In the 17th century, new discoveries in physics and mathematics made some philosophers seek for certainty in their field mainly through the epistemological approach. Rene Descartes (1596-1650), a French philosopher and the founder of the mathematical rationalism, was one of the prominent figures in the field of philosophy of the 17th century. He defended the idea of the omnipotence and infallibility of the mind.

Descartes recognized the existence of two substances: the matter and the spirit. The main attributes of spirit are thinking and consciousness. The philosopher saw the matter as the eternal universe comprised of the corpuscles that may be divided endlessly. Along with the longitude, the physical objects are characterized by the movement which Descartes had primarily reduced to the mechanical one.

In his Theory of Knowledge, Descartes introduced an important methodological technique – doubt. The method of doubt was founded on the principle of “cogito ergo sum” that is usually translated as “I think, therefore I am.” This principle is primarily idealistic, yet it is characterized by the epistemological approach. Descartes’ principle is meant to find the truth and natural reality, and it has played a significant role in the process of the modern science formation because it calls on to doubt everything and not to take anything on trust or faith.

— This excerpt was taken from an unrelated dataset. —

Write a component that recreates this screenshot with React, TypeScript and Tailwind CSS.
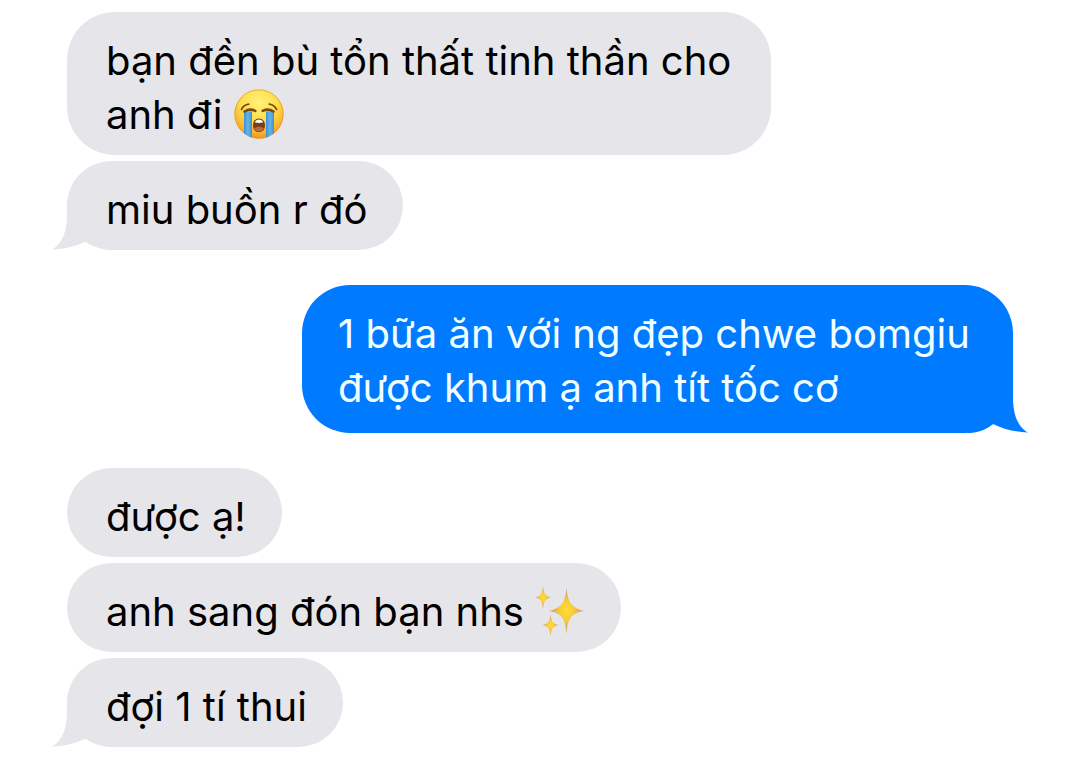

While asserting the epistemological rationalism, Descartes formulated a set of rules of the rationalist method. First of all, one shouldn’t accept anything as truth until he/she cognized it with evidence. Secondly, it is important to avoid haste and the personal interest in the truth that could be used for the personal benefit. Each research question must be divided into as many parts and sections as it may be needed to cognize it with the patency. It is better to commence the research with the simplest objects that can be cognized more easily and then move towards those that may be harder to comprehend. Each question of the study must be illuminated extensively to make sure that all of its aspects are taken into consideration and are not neglected.

According to Descartes, only the being of thinking is authentic and reliable (cogitatio est). Thinking is the criterion that determines the reliability of objects. As Descartes claims, the real thing is the thing that is understood. In the external nature, only the mathematical elements can be comprehended, and these elements thus are real in their internal nature. Nature acts in the compliance with the rules of mathematics. Therefore, it is regular and cognizable, and, consequently, it is real.

While rightly emphasizing the qualitative distinction of the rational aspect of thinking from the sensory one, at the same time, Descartes exaggerated the rational thinking capacities and separated them from empirical and emotional experiences avoiding the fact that the rational thinking originates from these senses. In this way, Descartes inevitably came to idealism. He recognized the existence of a special and pure rational source of knowledge, innate concepts, to which he has primarily attributed the mathematical axioms. Overall, all the dimensions of the sensory knowledge were associated and transformed into the mathematical objects in the Descartes’ theory.